What I understood so far :
With the relatively new ART system, it compiles the DEX app source code into a sort of machine executable code (OAT ?) and it is more complex to instrument compared to what it has been with Dalvik.
The execution flow : compiled java bytecode of the app (which depends of the compiled Android API) + libs.so -> DVM -> forked Zygote VM -> Execution of the app.
If I try to hook at the root (Android API + libs.so) it will demands a fastidious amount of work to hook each call. The ideal would be a spot where all java calls pass through. Does a such spot even exists with ART ?.
The AOSP source code is hard to understand because it seems that there are no document that states the role of each source file in the global architecture. So where it is better to hook the calls ?
EDIT(s)
This topic is not well covered, so I'll show info for anyone interested.
My researches came across this blog : http://blog.csdn.net/l173864930/article/details/45035521. (+Google translate)
Who links to this interesting Java and ELF (arm) call hooking project : https://github.com/boyliang/AllHookInOne
It is not exactly what I'm seeking, but I will try to implement an AOSP patch for dynamic analysis that suits my needs.

I have succeed to answer my question.
For what I could understand from the source code there is 3 possible entry points for the java calls :
ArtMethod::Invoke (art/runtime/mirror/art_method.cc)
Execute (art/runtime/interpreter/interpreter.cc)
DoCall (art/runtime/interpreter/interpreter_common.cc)
ArtMethod::Invoke seems to be used for reflection and for calling the method directly with a pointer to the OAT code section. (Again, no documentation, it can be inexact).
Execute end up calling DoCall generally.
There is some optimizations of ART that make the study of Java calls difficult, like method inlining and direct offset address calling.
The first step is the disabling of these optimizations :
In device/brand-name/model/device.mk (in my case device/lge/hammerhead/device.mk for a nexus 5) :
Add the option "interpret-only" to dex2oat. With this option, ART compile only the boot classpath, so the applications will not be compiled in OAT.

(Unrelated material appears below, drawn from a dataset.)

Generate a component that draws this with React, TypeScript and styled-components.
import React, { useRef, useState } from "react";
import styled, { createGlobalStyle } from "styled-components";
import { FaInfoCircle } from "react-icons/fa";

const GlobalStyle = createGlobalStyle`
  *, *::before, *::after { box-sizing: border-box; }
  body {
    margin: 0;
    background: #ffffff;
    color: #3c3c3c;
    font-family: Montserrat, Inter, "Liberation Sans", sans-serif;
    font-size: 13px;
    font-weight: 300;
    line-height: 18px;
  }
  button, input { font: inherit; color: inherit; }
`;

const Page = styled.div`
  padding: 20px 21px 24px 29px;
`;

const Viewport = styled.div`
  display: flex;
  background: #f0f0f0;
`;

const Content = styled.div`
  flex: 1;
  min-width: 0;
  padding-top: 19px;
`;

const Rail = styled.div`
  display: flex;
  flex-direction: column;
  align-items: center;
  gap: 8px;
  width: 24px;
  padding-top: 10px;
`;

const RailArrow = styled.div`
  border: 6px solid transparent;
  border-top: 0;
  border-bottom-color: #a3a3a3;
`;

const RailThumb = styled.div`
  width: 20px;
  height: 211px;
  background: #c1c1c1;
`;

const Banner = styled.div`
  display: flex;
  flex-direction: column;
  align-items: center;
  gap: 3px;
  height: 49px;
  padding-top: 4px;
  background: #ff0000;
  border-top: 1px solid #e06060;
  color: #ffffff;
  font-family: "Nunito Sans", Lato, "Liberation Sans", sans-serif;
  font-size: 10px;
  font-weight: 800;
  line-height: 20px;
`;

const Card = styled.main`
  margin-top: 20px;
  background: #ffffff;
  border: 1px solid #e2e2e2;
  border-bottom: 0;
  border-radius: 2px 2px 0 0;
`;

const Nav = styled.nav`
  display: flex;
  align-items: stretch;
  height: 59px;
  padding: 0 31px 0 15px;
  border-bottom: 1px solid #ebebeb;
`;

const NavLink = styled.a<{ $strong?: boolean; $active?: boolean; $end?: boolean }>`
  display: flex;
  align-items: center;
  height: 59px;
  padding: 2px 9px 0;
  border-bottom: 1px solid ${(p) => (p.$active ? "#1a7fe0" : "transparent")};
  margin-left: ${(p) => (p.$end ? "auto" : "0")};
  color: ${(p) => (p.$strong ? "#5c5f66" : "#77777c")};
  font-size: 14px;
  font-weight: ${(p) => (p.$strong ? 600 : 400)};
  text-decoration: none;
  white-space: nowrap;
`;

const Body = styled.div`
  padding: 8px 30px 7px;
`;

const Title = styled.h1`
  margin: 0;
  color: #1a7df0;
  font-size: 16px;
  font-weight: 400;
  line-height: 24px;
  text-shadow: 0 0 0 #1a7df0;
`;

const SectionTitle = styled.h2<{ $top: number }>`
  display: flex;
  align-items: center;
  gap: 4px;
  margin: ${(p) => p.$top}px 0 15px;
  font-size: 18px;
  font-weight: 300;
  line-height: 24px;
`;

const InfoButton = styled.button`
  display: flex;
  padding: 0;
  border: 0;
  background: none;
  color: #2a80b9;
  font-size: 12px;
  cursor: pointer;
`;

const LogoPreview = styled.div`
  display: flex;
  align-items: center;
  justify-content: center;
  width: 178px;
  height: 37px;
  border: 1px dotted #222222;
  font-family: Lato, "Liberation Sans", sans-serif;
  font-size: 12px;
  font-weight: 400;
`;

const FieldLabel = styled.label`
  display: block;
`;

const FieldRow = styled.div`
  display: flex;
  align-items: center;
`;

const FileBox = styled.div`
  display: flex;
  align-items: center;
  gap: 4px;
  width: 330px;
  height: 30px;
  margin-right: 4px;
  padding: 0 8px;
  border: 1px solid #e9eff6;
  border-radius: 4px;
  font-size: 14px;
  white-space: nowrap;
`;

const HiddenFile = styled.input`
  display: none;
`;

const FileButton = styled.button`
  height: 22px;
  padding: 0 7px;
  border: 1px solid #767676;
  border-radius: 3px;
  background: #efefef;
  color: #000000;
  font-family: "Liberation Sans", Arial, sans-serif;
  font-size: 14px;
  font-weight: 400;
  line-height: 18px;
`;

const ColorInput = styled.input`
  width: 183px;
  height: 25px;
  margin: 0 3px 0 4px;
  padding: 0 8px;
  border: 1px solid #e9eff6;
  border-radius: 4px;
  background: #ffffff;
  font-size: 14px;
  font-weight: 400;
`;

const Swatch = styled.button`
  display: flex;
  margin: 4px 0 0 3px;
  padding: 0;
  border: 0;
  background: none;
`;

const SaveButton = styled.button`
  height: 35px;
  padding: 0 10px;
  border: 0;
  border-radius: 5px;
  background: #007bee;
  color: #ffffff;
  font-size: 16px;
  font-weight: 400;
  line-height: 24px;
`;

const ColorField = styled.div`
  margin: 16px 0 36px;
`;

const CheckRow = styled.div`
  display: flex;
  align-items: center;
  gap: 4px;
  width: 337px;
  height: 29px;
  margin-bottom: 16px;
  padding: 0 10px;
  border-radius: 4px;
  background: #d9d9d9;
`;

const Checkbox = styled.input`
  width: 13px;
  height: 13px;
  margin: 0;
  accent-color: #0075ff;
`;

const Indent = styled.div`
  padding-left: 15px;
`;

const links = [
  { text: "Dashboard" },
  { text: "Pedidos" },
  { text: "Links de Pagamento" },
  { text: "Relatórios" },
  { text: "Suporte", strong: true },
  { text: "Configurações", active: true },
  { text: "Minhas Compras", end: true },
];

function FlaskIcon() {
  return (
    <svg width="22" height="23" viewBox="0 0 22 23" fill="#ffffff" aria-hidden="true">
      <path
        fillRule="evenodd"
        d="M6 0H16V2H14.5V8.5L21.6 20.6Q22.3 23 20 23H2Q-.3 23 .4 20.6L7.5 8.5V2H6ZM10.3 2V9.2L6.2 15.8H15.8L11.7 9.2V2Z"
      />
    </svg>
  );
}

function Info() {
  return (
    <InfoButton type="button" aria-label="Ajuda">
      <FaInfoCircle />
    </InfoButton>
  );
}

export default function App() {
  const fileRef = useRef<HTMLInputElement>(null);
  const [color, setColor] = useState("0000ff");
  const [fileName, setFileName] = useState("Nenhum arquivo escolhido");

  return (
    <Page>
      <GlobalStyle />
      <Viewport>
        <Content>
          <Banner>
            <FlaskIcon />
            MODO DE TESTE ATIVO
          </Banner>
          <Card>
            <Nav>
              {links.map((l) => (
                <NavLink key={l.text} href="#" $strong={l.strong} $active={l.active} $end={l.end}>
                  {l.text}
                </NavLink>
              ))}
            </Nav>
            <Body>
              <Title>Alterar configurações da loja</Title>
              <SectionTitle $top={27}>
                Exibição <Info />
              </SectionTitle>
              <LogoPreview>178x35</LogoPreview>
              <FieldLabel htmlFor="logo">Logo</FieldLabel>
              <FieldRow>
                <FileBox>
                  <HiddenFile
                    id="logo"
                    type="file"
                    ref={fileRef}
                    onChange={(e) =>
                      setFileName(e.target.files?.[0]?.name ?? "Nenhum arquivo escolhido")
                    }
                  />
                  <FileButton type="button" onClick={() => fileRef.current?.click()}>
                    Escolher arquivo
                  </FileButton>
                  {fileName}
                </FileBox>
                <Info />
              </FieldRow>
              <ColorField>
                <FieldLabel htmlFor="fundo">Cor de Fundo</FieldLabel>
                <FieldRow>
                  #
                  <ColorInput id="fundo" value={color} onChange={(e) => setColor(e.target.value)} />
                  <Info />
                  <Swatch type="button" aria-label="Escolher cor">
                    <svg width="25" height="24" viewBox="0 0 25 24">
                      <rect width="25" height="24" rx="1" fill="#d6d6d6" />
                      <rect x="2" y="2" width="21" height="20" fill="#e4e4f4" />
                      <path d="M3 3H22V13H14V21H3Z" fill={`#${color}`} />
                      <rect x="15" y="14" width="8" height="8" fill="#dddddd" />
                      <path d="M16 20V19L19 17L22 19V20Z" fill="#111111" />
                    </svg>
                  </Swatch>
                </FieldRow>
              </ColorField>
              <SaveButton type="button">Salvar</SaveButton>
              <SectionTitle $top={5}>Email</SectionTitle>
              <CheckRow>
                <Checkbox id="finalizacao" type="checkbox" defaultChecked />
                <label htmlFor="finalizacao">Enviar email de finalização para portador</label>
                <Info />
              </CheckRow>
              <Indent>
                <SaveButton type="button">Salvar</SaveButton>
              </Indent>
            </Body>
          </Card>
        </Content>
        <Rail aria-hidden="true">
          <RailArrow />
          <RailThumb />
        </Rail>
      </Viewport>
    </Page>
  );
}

PRODUCT_PROPERTY_OVERRIDES := \
dalvik.vm.dex2oat-filter=interpret-only
The second step is to disable inlining in art/compiler/dex/frontend.cc :
Uncomment "kSuppressMethodInlining".
/* Default optimizer/debug setting for the compiler. */
static uint32_t kCompilerOptimizerDisableFlags = 0 | // Disable specific optimizations
(1 << kLoadStoreElimination) |
// (1 << kLoadHoisting) |
// (1 << kSuppressLoads) |
// (1 << kNullCheckElimination) |
// (1 << kClassInitCheckElimination) |
(1 << kGlobalValueNumbering) |
// (1 << kPromoteRegs) |
// (1 << kTrackLiveTemps) |
// (1 << kSafeOptimizations) |
// (1 << kBBOpt) |
// (1 << kMatch) |
// (1 << kPromoteCompilerTemps) |
// (1 << kSuppressExceptionEdges) |
(1 << kSuppressMethodInlining) |
0;
The last step is to disable direct code offset invocation in art/compiler/driver/compiler_driver.cc :
-bool use_dex_cache = GetCompilerOptions().GetCompilePic();
+bool use_dex_cache = true;
With these changes all different calls will fall in the DoCall function where we can finally add our targeted logging routine.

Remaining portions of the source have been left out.